>>>>

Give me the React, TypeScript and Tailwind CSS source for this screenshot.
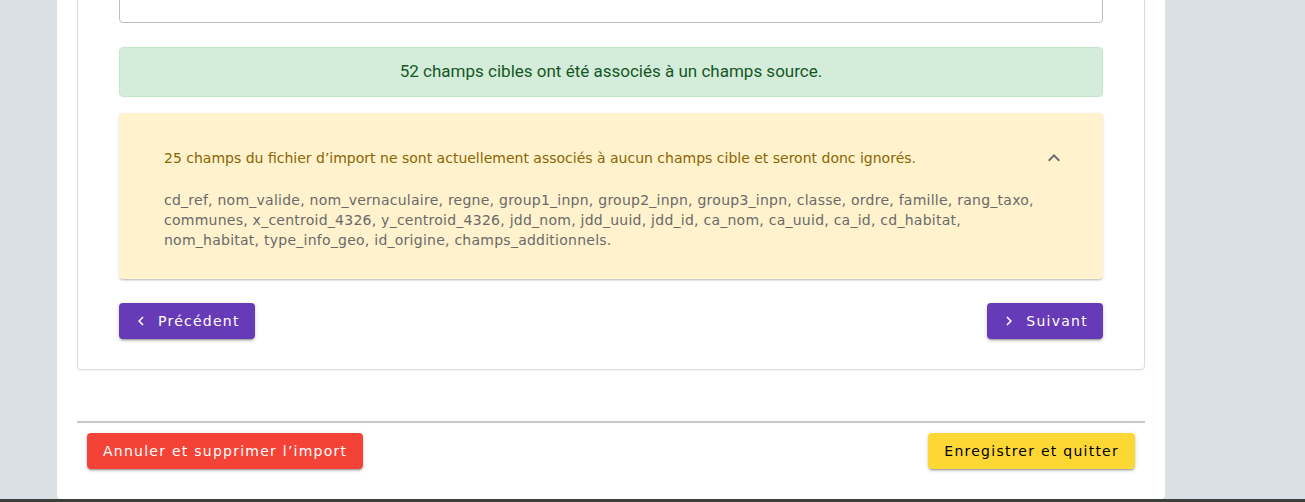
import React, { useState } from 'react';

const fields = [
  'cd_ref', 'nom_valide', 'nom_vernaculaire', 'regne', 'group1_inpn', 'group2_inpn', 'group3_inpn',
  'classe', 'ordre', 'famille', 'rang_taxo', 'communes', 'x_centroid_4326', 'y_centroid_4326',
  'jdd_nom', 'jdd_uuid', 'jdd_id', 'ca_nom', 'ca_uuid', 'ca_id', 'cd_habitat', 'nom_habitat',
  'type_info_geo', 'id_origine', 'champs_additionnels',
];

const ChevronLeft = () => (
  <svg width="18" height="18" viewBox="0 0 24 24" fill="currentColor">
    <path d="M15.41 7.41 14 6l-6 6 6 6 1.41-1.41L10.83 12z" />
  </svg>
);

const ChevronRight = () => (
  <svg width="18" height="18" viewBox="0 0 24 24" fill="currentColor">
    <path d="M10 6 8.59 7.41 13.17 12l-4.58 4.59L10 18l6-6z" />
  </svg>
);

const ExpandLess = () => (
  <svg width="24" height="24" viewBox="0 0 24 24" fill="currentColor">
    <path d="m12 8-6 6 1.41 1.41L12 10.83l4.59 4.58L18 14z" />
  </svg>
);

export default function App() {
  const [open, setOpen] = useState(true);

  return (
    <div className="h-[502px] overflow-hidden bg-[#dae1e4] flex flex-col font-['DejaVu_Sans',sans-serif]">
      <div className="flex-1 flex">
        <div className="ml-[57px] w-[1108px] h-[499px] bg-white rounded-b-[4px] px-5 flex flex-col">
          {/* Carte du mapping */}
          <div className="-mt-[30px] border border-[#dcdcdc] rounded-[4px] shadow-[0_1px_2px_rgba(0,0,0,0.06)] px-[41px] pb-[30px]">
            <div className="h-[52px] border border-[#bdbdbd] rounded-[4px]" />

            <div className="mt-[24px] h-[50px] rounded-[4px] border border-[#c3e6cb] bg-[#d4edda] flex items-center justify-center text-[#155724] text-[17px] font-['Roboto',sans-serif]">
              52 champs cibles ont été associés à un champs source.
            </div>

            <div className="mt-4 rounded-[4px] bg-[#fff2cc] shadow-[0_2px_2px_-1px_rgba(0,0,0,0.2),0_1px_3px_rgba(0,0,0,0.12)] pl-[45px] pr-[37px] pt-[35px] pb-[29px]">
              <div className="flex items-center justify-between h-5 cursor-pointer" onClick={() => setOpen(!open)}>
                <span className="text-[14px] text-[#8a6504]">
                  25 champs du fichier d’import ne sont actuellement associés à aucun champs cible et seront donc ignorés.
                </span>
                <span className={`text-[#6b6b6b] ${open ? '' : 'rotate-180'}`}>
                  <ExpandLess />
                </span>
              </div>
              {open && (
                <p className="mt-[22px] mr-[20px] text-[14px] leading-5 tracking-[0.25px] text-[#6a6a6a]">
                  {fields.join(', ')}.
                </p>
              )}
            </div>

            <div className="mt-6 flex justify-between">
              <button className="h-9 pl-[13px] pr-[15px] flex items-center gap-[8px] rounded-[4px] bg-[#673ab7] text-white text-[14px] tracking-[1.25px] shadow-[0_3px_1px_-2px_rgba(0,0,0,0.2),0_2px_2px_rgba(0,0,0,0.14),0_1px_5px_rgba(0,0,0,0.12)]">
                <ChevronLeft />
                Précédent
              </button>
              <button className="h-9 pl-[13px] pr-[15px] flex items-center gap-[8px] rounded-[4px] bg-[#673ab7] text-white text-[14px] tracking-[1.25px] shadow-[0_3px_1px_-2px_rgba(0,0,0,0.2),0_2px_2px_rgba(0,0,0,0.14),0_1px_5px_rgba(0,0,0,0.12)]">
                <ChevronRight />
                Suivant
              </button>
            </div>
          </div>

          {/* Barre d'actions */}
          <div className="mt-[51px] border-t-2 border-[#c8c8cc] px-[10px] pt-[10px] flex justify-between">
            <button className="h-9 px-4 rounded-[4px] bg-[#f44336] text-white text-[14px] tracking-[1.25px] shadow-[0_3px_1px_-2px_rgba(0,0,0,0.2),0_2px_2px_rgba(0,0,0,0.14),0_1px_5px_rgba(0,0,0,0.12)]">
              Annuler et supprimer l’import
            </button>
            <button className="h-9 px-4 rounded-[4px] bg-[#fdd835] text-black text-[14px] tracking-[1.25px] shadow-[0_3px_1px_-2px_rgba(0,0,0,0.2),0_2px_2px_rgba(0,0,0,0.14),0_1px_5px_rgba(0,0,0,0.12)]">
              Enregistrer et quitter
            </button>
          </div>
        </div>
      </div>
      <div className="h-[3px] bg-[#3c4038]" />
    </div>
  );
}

<<<<

* Prompt: Quote the preceding listing precisely and completely, omitting its images.

* Reply to the task:
Give me the React, TypeScript and Tailwind CSS source for this screenshot.
import React, { useState } from 'react';

const fields = [
  'cd_ref', 'nom_valide', 'nom_vernaculaire', 'regne', 'group1_inpn', 'group2_inpn', 'group3_inpn',
  'classe', 'ordre', 'famille', 'rang_taxo', 'communes', 'x_centroid_4326', 'y_centroid_4326',
  'jdd_nom', 'jdd_uuid', 'jdd_id', 'ca_nom', 'ca_uuid', 'ca_id', 'cd_habitat', 'nom_habitat',
  'type_info_geo', 'id_origine', 'champs_additionnels',
];

const ChevronLeft = () => (
  <svg width="18" height="18" viewBox="0 0 24 24" fill="currentColor">
    <path d="M15.41 7.41 14 6l-6 6 6 6 1.41-1.41L10.83 12z" />
  </svg>
);

const ChevronRight = () => (
  <svg width="18" height="18" viewBox="0 0 24 24" fill="currentColor">
    <path d="M10 6 8.59 7.41 13.17 12l-4.58 4.59L10 18l6-6z" />
  </svg>
);

const ExpandLess = () => (
  <svg width="24" height="24" viewBox="0 0 24 24" fill="currentColor">
    <path d="m12 8-6 6 1.41 1.41L12 10.83l4.59 4.58L18 14z" />
  </svg>
);

export default function App() {
  const [open, setOpen] = useState(true);

  return (
    <div className="h-[502px] overflow-hidden bg-[#dae1e4] flex flex-col font-['DejaVu_Sans',sans-serif]">
      <div className="flex-1 flex">
        <div className="ml-[57px] w-[1108px] h-[499px] bg-white rounded-b-[4px] px-5 flex flex-col">
          {/* Carte du mapping */}
          <div className="-mt-[30px] border border-[#dcdcdc] rounded-[4px] shadow-[0_1px_2px_rgba(0,0,0,0.06)] px-[41px] pb-[30px]">
            <div className="h-[52px] border border-[#bdbdbd] rounded-[4px]" />

            <div className="mt-[24px] h-[50px] rounded-[4px] border border-[#c3e6cb] bg-[#d4edda] flex items-center justify-center text-[#155724] text-[17px] font-['Roboto',sans-serif]">
              52 champs cibles ont été associés à un champs source.
            </div>

            <div className="mt-4 rounded-[4px] bg-[#fff2cc] shadow-[0_2px_2px_-1px_rgba(0,0,0,0.2),0_1px_3px_rgba(0,0,0,0.12)] pl-[45px] pr-[37px] pt-[35px] pb-[29px]">
              <div className="flex items-center justify-between h-5 cursor-pointer" onClick={() => setOpen(!open)}>
                <span className="text-[14px] text-[#8a6504]">
                  25 champs du fichier d’import ne sont actuellement associés à aucun champs cible et seront donc ignorés.
                </span>
                <span className={`text-[#6b6b6b] ${open ? '' : 'rotate-180'}`}>
                  <ExpandLess />
                </span>
              </div>
              {open && (
                <p className="mt-[22px] mr-[20px] text-[14px] leading-5 tracking-[0.25px] text-[#6a6a6a]">
                  {fields.join(', ')}.
                </p>
              )}
            </div>

            <div className="mt-6 flex justify-between">
              <button className="h-9 pl-[13px] pr-[15px] flex items-center gap-[8px] rounded-[4px] bg-[#673ab7] text-white text-[14px] tracking-[1.25px] shadow-[0_3px_1px_-2px_rgba(0,0,0,0.2),0_2px_2px_rgba(0,0,0,0.14),0_1px_5px_rgba(0,0,0,0.12)]">
                <ChevronLeft />
                Précédent
              </button>
              <button className="h-9 pl-[13px] pr-[15px] flex items-center gap-[8px] rounded-[4px] bg-[#673ab7] text-white text-[14px] tracking-[1.25px] shadow-[0_3px_1px_-2px_rgba(0,0,0,0.2),0_2px_2px_rgba(0,0,0,0.14),0_1px_5px_rgba(0,0,0,0.12)]">
                <ChevronRight />
                Suivant
              </button>
            </div>
          </div>

          {/* Barre d'actions */}
          <div className="mt-[51px] border-t-2 border-[#c8c8cc] px-[10px] pt-[10px] flex justify-between">
            <button className="h-9 px-4 rounded-[4px] bg-[#f44336] text-white text-[14px] tracking-[1.25px] shadow-[0_3px_1px_-2px_rgba(0,0,0,0.2),0_2px_2px_rgba(0,0,0,0.14),0_1px_5px_rgba(0,0,0,0.12)]">
              Annuler et supprimer l’import
            </button>
            <button className="h-9 px-4 rounded-[4px] bg-[#fdd835] text-black text-[14px] tracking-[1.25px] shadow-[0_3px_1px_-2px_rgba(0,0,0,0.2),0_2px_2px_rgba(0,0,0,0.14),0_1px_5px_rgba(0,0,0,0.12)]">
              Enregistrer et quitter
            </button>
          </div>
        </div>
      </div>
      <div className="h-[3px] bg-[#3c4038]" />
    </div>
  );
}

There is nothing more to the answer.